The release of the state's study is the latest salvo in what is now a long-running dispute between the state, which contends more dredging to remove PCBs is needed, the EPA and GE, which discharged the PCBs into the river.
GE says the $1.7 billion cleanup of "hot spots" between Hudson Falls and Troy between 2009 and 2015 was a success, and EPA officials have tentatively agreed, though they are now doing an evaluation on issuing a "certificate of completion" that would end the massive cleanup.
If the EPA issues the certificate of completion, New York plans to fight. "New York will take any action necessary to hold them accountable and demand they fulfill their obligation to restore our treasured river," Cuomo said.
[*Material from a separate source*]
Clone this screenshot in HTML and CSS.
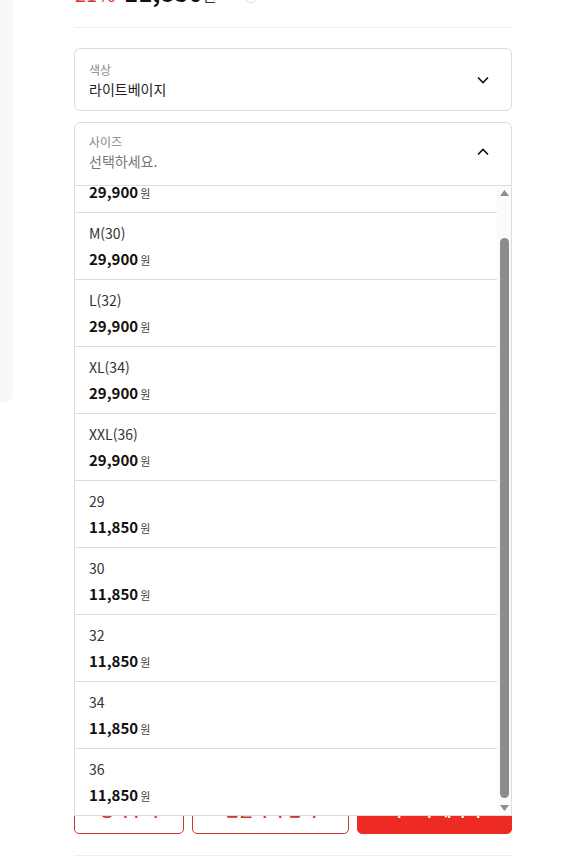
FILE: index.html
```html
<!DOCTYPE html>
<html lang="ko">
<head>
<meta charset="utf-8">
<title>옵션 선택</title>
<link rel="stylesheet" href="styles.css">
</head>
<body>
<div class="page">
  <div class="side"></div>
  <main class="main">
    <div class="price-row">
      <span class="rate">21%</span>
      <span class="amount">11,850</span><span class="won">원</span>
      <span class="info">ⓘ</span>
    </div>

    <div class="select">
      <div class="select-text">
        <div class="select-label">색상</div>
        <div class="select-value">라이트베이지</div>
      </div>
      <svg class="chev" width="12" height="8" viewBox="0 0 12 8"><path d="M1 1.5 L6 6.5 L11 1.5" fill="none" stroke="#111" stroke-width="1.6"/></svg>
    </div>

    <div class="select select-open">
      <div class="select-text">
        <div class="select-label">사이즈</div>
        <div class="select-value placeholder">선택하세요.</div>
      </div>
      <svg class="chev" width="12" height="8" viewBox="0 0 12 8"><path d="M1 6.5 L6 1.5 L11 6.5" fill="none" stroke="#111" stroke-width="1.6"/></svg>

      <div class="dropdown">
        <ul class="options" id="options">
          <li class="option"><div class="opt-name">S(28)</div><div class="opt-price"><b>29,900</b><span>원</span></div></li>
          <li class="option"><div class="opt-name">M(30)</div><div class="opt-price"><b>29,900</b><span>원</span></div></li>
          <li class="option"><div class="opt-name">L(32)</div><div class="opt-price"><b>29,900</b><span>원</span></div></li>
          <li class="option"><div class="opt-name">XL(34)</div><div class="opt-price"><b>29,900</b><span>원</span></div></li>
          <li class="option"><div class="opt-name">XXL(36)</div><div class="opt-price"><b>29,900</b><span>원</span></div></li>
          <li class="option"><div class="opt-name">29</div><div class="opt-price"><b>11,850</b><span>원</span></div></li>
          <li class="option"><div class="opt-name">30</div><div class="opt-price"><b>11,850</b><span>원</span></div></li>
          <li class="option"><div class="opt-name">32</div><div class="opt-price"><b>11,850</b><span>원</span></div></li>
          <li class="option"><div class="opt-name">34</div><div class="opt-price"><b>11,850</b><span>원</span></div></li>
          <li class="option"><div class="opt-name">36</div><div class="opt-price"><b>11,850</b><span>원</span></div></li>
        </ul>
        <div class="scrollbar">
          <div class="sb-btn"><svg width="9" height="6" viewBox="0 0 9 6"><path d="M4.5 0 L9 6 L0 6 Z" fill="#8c8c8c"/></svg></div>
          <div class="sb-track"><div class="sb-thumb"></div></div>
          <div class="sb-btn"><svg width="9" height="6" viewBox="0 0 9 6"><path d="M0 0 L9 0 L4.5 6 Z" fill="#8c8c8c"/></svg></div>
        </div>
      </div>
    </div>

    <div class="buttons">
      <button class="btn btn-line">장바구니</button>
      <button class="btn btn-line">선물하기 담기</button>
      <button class="btn btn-fill">바로 구매하기</button>
    </div>

    <div class="bottom-line"></div>
  </main>
</div>
<script src="script.js"></script>
</body>
</html>
```

FILE: styles.css
```css
* { box-sizing: border-box; }

html, body {
  margin: 0;
  padding: 0;
  background: #fff;
  overflow: hidden;
}

body {
  font-family: "Noto Sans CJK KR", "Noto Sans", sans-serif;
  color: #222;
}

.page {
  display: flex;
  align-items: flex-start;
}

.side {
  flex: none;
  width: 12px;
  height: 402px;
  background: #f8f8f8;
  border-radius: 0 0 10px 0;
  box-shadow: 1px 1px 2px rgba(0,0,0,0.03);
}

.main {
  margin-left: 62px;
  width: 438px;
}

.price-row {
  margin-top: -24px;
  height: 52px;
  line-height: 32px;
  border-bottom: 1px solid #eeeeee;
  white-space: nowrap;
  overflow: visible;
}

.rate {
  font-size: 20px;
  color: #e8312f;
  margin-left: 1px;
}

.amount {
  font-size: 24px;
  font-weight: 700;
  color: #111;
  margin-left: 4px;
}

.won {
  font-size: 15px;
  color: #333;
}

.info {
  font-size: 12px;
  color: #aaa;
  margin-left: 24px;
}

.select {
  position: relative;
  margin-top: 20px;
  border: 1px solid #dddddd;
  border-radius: 6px;
  padding: 12px 14px 11px;
  display: flex;
  align-items: center;
  justify-content: space-between;
  background: #fff;
}

.select + .select {
  margin-top: 11px;
}

.select-open {
  border-radius: 6px 6px 0 0;
  padding-top: 10px;
  padding-bottom: 14px;
}

.select-label {
  font-size: 12px;
  line-height: 18px;
  height: 18px;
  color: #888;
}

.select-value {
  font-size: 14px;
  line-height: 20px;
  height: 20px;
  color: #222;
}

.placeholder {
  color: #777;
}

.chev {
  margin-right: 8px;
  display: block;
}

.dropdown {
  position: absolute;
  top: calc(100% + 1px);
  left: -1px;
  right: -1px;
  height: 630px;
  display: flex;
  background: #fff;
  border: 1px solid #dddddd;
  border-top: none;
  z-index: 5;
}

.options {
  flex: 1;
  margin: 0;
  padding: 0;
  list-style: none;
  overflow-y: auto;
  scrollbar-width: none;
}

.options::-webkit-scrollbar {
  display: none;
}

.option {
  height: 67px;
  padding: 10px 14px 0;
  border-bottom: 1px solid #dddddd;
}

.option:last-child {
  height: 66px;
  border-bottom: none;
}

.opt-name {
  font-size: 14px;
  line-height: 20px;
  height: 20px;
  color: #333;
}

.opt-price {
  margin-top: 3px;
  line-height: 24px;
  height: 24px;
  white-space: nowrap;
}

.opt-price b {
  font-size: 15px;
  font-weight: 700;
  color: #111;
}

.opt-price span {
  font-size: 11px;
  color: #444;
  margin-left: 2px;
}

.scrollbar {
  flex: none;
  width: 14px;
  display: flex;
  flex-direction: column;
  background: #fbfbfb;
}

.sb-btn {
  height: 14px;
  display: flex;
  align-items: center;
  justify-content: center;
}

.sb-btn svg {
  display: block;
}

.sb-track {
  flex: 1;
  display: flex;
  flex-direction: column;
  justify-content: flex-end;
  align-items: center;
  padding-bottom: 3px;
}

.sb-thumb {
  width: 9px;
  height: 560px;
  border-radius: 5px;
  background: #8c8c8c;
}

.buttons {
  margin-top: 598px;
  display: grid;
  grid-template-columns: 110px 157px 1fr;
  gap: 8px;
}

.btn {
  height: 50px;
  border-radius: 5px;
  font-family: inherit;
  font-size: 16px;
  font-weight: 700;
}

.btn-line {
  background: #fff;
  border: 1px solid #c9383a;
  color: #d3322f;
}

.btn-fill {
  background: #ee2a24;
  border: 1px solid #ee2a24;
  color: #fff;
}

.bottom-line {
  margin-top: 21px;
  border-top: 1px solid #eeeeee;
}
```

FILE: script.js
```js
var list = document.getElementById('options');
list.scrollTop = list.scrollHeight;
```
The state said that the EPA should also compel GE to conduct a full investigation of PCB levels in fish in the lower part of the river, below Troy. Strong calls for more action have come from environmental organizations and politicans in the lower Hudson Valley.
"The health of the Hudson River estuary and the vitality of the communities along its banks are at stake and the EPA must not let GE off the hook for a job that is not yet done," Cuomo said in releasing the new study results. "The latest sampling data confirms the overwhelming body of evidence that PCB levels remain unacceptably high in both the riverbed and the fish."
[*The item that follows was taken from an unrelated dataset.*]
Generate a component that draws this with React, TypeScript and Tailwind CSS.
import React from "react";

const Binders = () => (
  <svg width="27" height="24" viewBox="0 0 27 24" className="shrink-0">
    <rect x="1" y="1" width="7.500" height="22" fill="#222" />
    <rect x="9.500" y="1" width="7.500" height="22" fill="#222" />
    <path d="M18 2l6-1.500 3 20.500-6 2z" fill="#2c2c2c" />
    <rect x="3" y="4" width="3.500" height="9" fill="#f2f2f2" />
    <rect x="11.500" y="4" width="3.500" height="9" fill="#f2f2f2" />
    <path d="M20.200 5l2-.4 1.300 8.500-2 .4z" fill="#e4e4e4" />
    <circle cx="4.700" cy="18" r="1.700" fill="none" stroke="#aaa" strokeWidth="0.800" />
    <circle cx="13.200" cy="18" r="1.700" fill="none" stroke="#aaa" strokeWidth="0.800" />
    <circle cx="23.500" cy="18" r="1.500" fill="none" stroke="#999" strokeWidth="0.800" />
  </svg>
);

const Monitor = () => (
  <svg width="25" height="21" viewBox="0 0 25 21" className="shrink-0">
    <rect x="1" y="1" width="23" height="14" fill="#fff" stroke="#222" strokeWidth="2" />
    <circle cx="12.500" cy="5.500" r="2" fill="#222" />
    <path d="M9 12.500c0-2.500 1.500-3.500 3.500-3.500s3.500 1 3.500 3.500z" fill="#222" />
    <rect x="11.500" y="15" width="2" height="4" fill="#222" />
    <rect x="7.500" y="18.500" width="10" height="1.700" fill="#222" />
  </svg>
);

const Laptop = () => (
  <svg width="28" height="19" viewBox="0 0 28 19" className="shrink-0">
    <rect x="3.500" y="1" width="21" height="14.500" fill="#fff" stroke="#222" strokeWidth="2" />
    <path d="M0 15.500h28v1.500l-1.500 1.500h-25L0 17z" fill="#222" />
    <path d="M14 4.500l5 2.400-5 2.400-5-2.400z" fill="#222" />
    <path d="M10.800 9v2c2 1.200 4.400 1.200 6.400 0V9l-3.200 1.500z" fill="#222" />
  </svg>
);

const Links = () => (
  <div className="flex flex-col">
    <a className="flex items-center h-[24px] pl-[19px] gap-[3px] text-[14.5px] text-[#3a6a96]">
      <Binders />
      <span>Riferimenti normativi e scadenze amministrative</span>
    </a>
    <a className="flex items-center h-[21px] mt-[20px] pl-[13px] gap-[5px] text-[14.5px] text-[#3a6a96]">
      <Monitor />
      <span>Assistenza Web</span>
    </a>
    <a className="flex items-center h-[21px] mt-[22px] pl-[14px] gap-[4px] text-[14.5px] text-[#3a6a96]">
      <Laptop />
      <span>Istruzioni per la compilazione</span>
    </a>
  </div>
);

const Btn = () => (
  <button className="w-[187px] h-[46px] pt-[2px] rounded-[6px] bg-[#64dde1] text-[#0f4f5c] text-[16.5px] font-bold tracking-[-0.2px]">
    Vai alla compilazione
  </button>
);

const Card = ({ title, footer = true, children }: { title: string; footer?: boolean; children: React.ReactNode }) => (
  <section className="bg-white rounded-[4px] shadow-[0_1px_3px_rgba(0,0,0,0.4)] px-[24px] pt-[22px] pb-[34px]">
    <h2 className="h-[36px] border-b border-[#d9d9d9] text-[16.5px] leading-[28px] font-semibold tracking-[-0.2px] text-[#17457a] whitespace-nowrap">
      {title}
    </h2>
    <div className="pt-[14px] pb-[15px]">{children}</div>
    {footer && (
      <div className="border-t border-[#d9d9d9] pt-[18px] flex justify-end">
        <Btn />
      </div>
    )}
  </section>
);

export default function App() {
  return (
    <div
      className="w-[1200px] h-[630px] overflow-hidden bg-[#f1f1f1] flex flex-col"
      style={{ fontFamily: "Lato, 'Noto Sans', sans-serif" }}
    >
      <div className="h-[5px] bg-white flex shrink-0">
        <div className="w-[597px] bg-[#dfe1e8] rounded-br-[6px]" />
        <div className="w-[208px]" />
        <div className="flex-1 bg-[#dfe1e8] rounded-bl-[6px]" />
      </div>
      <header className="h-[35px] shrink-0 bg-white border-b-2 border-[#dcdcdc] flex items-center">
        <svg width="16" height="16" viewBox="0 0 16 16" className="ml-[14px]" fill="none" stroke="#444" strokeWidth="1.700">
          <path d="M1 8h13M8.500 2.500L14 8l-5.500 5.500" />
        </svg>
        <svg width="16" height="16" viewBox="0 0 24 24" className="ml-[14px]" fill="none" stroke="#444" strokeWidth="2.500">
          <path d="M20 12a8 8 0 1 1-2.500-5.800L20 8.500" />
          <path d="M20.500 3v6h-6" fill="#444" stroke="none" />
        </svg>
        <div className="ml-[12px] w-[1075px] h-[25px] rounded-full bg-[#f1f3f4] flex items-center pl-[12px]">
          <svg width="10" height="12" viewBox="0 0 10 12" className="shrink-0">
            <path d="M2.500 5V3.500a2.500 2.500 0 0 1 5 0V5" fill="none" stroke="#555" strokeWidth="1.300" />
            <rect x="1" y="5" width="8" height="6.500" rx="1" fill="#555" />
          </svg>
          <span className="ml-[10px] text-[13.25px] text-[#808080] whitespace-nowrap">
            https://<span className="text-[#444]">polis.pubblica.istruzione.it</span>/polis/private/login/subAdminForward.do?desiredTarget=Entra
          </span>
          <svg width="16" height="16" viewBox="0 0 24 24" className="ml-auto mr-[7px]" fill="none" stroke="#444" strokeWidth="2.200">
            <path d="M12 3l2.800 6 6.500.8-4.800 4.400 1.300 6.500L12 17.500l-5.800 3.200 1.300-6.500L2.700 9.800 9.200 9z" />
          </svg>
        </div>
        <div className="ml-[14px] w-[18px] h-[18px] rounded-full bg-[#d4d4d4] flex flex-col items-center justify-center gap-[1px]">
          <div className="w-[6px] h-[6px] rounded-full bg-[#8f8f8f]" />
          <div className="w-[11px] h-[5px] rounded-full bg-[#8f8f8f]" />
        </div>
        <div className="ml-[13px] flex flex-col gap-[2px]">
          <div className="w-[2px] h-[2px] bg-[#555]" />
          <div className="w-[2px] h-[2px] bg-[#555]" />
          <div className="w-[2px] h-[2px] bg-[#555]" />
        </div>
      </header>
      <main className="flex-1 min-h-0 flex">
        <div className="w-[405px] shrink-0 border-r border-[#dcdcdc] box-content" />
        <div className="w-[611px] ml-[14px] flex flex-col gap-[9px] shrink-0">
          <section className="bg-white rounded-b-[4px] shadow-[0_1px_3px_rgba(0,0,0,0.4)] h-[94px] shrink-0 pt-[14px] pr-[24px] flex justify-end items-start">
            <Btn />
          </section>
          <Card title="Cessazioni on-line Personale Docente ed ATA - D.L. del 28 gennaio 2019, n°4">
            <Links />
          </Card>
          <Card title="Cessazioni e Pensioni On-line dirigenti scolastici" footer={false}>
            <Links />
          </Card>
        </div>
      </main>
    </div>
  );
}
The PCBs, a suspected carcinogen, where discharged from GE plants in Hudson Falls and Fort Edward between 1946 and the 1970s. GE is paying for the cleanup in the upper river above Troy under the terms of a 2002 Superfund record.
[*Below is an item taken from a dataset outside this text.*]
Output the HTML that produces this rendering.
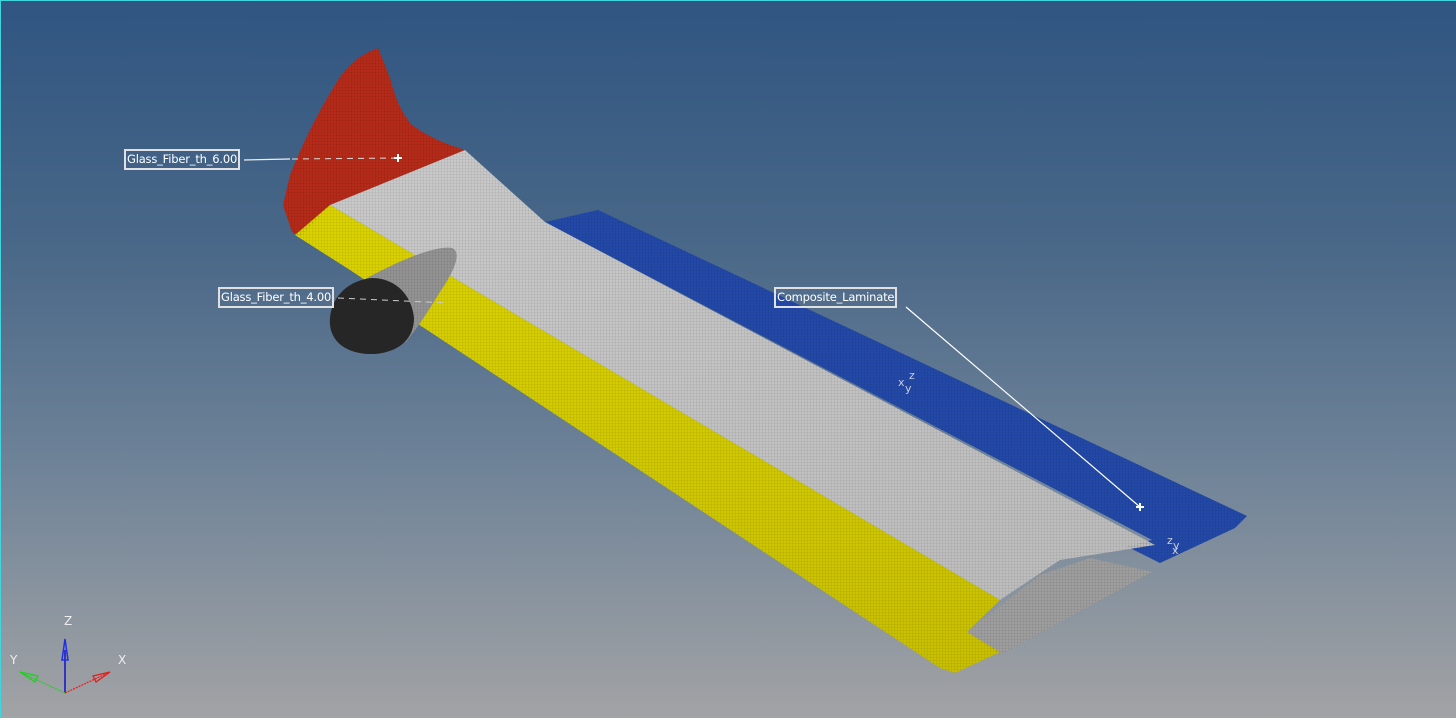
<!DOCTYPE html>
<html><head><meta charset="utf-8"><style>
html,body{margin:0;padding:0}
body{width:1456px;height:718px;overflow:hidden;background:linear-gradient(180deg,#2f5581 0%,#4a6888 35%,#6f8398 65%,#a2a3a5 100%);position:relative;font-family:"DejaVu Sans","Liberation Sans",sans-serif}
.frame{position:absolute;left:0;top:0;width:1455px;height:717px;border-top:1px solid #3fd6e0;border-left:1px solid #3fd6e0}
.lbl{position:absolute;border:2px solid #e0e0e0;color:#fff;font-size:11.5px;line-height:17px;padding:0 1px;white-space:nowrap;letter-spacing:-0.2px}
</style></head><body>
<svg width="1456" height="718" style="position:absolute;left:0;top:0">
<defs>
<pattern id="m" width="3" height="3" patternUnits="userSpaceOnUse"><path d="M0 0H3M0 0V3" stroke="#000" stroke-opacity=".2" stroke-width=".6"/></pattern>
<linearGradient id="gr" x1="0" y1="0" x2="1" y2="1"><stop offset="0" stop-color="#cacaca"/><stop offset="1" stop-color="#bcbcbc"/></linearGradient>
<linearGradient id="yl" x1="0" y1="0" x2="0" y2="1"><stop offset="0" stop-color="#dcd400"/><stop offset="1" stop-color="#c8c000"/></linearGradient>
</defs>
<!-- red tail -->
<path d="M283,205 L290,175 Q310,125 335,85 Q350,58 378,48 L390,78 Q398,110 412,125 Q432,140 465,150 L330,205 L300,237 L292,232 Z" fill="#b52a18"/>
<!-- blue -->
<path d="M545,222 L598,210 L1247,516 L1235,528 L1160,563 L1126,546 L1152,540 Z" fill="#2349a8"/>
<!-- gray top -->
<path d="M330,205 L465,150 L545,222 L1155,545 L1060,560 L1000,600 Z" fill="url(#gr)"/>
<!-- lower gray flap -->
<path d="M967,632 L1040,575 L1090,558 L1152,572 L1000,655 Z" fill="#9e9e9e"/>
<!-- yellow -->
<path d="M295,235 L330,205 L1000,600 L967,632 L1000,652 L955,673 L940,668 L415,322 L380,290 L350,270 Z" fill="url(#yl)"/>
<g fill="url(#m)"><path d="M283,205 L290,175 Q310,125 335,85 Q350,58 378,48 L390,78 Q398,110 412,125 Q432,140 465,150 L330,205 L300,237 L292,232 Z"/><path d="M545,222 L598,210 L1247,516 L1235,528 L1160,563 L1126,546 L1152,540 Z"/><path d="M330,205 L465,150 L545,222 L1155,545 L1060,560 L1000,600 Z"/><path d="M295,235 L330,205 L1000,600 L967,632 L1000,652 L955,673 L940,668 L415,322 L380,290 L350,270 Z"/><path d="M967,632 L1040,575 L1090,558 L1152,572 L1000,655 Z"/></g>
<!-- nacelle -->
<path d="M360,282 C395,262 435,245 452,248 C462,252 455,270 440,292 C430,308 420,325 405,343 L370,300 Z" fill="#939393"/>
<path d="M360,282 C395,262 435,245 452,248 C462,252 455,270 440,292 C430,308 420,325 405,343 L370,300 Z" fill="url(#m)"/>
<path d="M330,318 C332,295 350,280 372,278 C395,278 412,295 414,318 C414,340 398,352 375,354 C345,355 328,340 330,318 Z" fill="#262626"/>
<!-- leader lines -->
<path d="M244,160 L290,159" stroke="#eee" stroke-width="1.2"/>
<path d="M292,159 L398,158" stroke="#ddd" stroke-dasharray="6 5"/>
<path d="M338,298 L447,303" stroke="#ccc" stroke-dasharray="6 5"/>
<path d="M906,307 L1140,507" stroke="#fff" stroke-width="1.2"/>
<path d="M394,158h8M398,154v8M1136,507h8M1140,503v8" stroke="#fff" stroke-width="2"/>
<!-- triad -->
<line x1="65" y1="693" x2="65" y2="650" stroke="#1010d0" stroke-width="1.5"/>
<path d="M62,660 L65,639 L68,660 Z" fill="none" stroke="#2030e0" stroke-width="1.5"/>
<line x1="65" y1="693" x2="20" y2="672" stroke="#20d020" stroke-dasharray="2 1" stroke-width="1.2"/>
<path d="M20,672 L38,676 L35,682 Z" fill="none" stroke="#20d020" stroke-width="1.3"/>
<line x1="65" y1="693" x2="110" y2="672" stroke="#e02020" stroke-dasharray="2 1" stroke-width="1.2"/>
<path d="M110,672 L93,676 L96,682 Z" fill="none" stroke="#e02020" stroke-width="1.3"/>
<g fill="#eee" font-size="12" font-family="DejaVu Sans,sans-serif"><text x="64" y="625">Z</text><text x="10" y="664">Y</text><text x="118" y="664">X</text></g>
<g fill="#ccd" font-size="11" font-family="DejaVu Sans,sans-serif"><text x="898" y="386">x</text><text x="909" y="379">z</text><text x="905" y="392">y</text><text x="1167" y="544">z</text><text x="1173" y="549">y</text><text x="1172" y="554">x</text></g>
</svg>
<div class="frame"></div>
<div class="lbl" style="left:124px;top:149px">Glass_Fiber_th_6.00</div>
<div class="lbl" style="left:218px;top:287px">Glass_Fiber_th_4.00</div>
<div class="lbl" style="left:774px;top:287px">Composite_Laminate</div>
</body></html>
In a statement, the EPA said the decision on completeness will be finalized in early 2019. It noted that the decision was originally planned for January 2018, but was postponed to give the agency more time to review fish and sediment data with DEC. "We are grateful for NYSDEC's valued input and look forward to reviewing their report," it said.
"Our decision will come after considering the results of exhaustive consultation and collaboration with DEC," EPA said.
DEC did its own fish sampling in 2017 out of frustration that the EPA wasn't ordering more testing. The new study said the fish averages PCB levels of 1.2 parts per million, or three times higher than the cleanup target goal for 2020.
General Electric said that the dredging has dropped PCB levels in the river, and that the EPA has repeatedly said that it will take several years for the full benefit of the dredging to be seen. It noted that the state is using a stricter standard for measuring contamination than the EPA standard.
"The Hudson River dredging project is working and is delivering the environmental benefits that the U.S. Environmental Protection Agency and New York state sought and predicted," GE said in a statement released Friday.
There will be ongoing monitoring of PCB levels in the river under the Superfund cleanup agreed, the company noted.
"While dredging has ended, GE’s commitment to the Hudson continues. We are performing long-term monitoring of fish, sediments and water as part of an ongoing assessment of river conditions. These data are provided to EPA and New York state," said Mark Behan of Behan Communications in Glens Falls, a public relations firm hired by GE for the PCB project.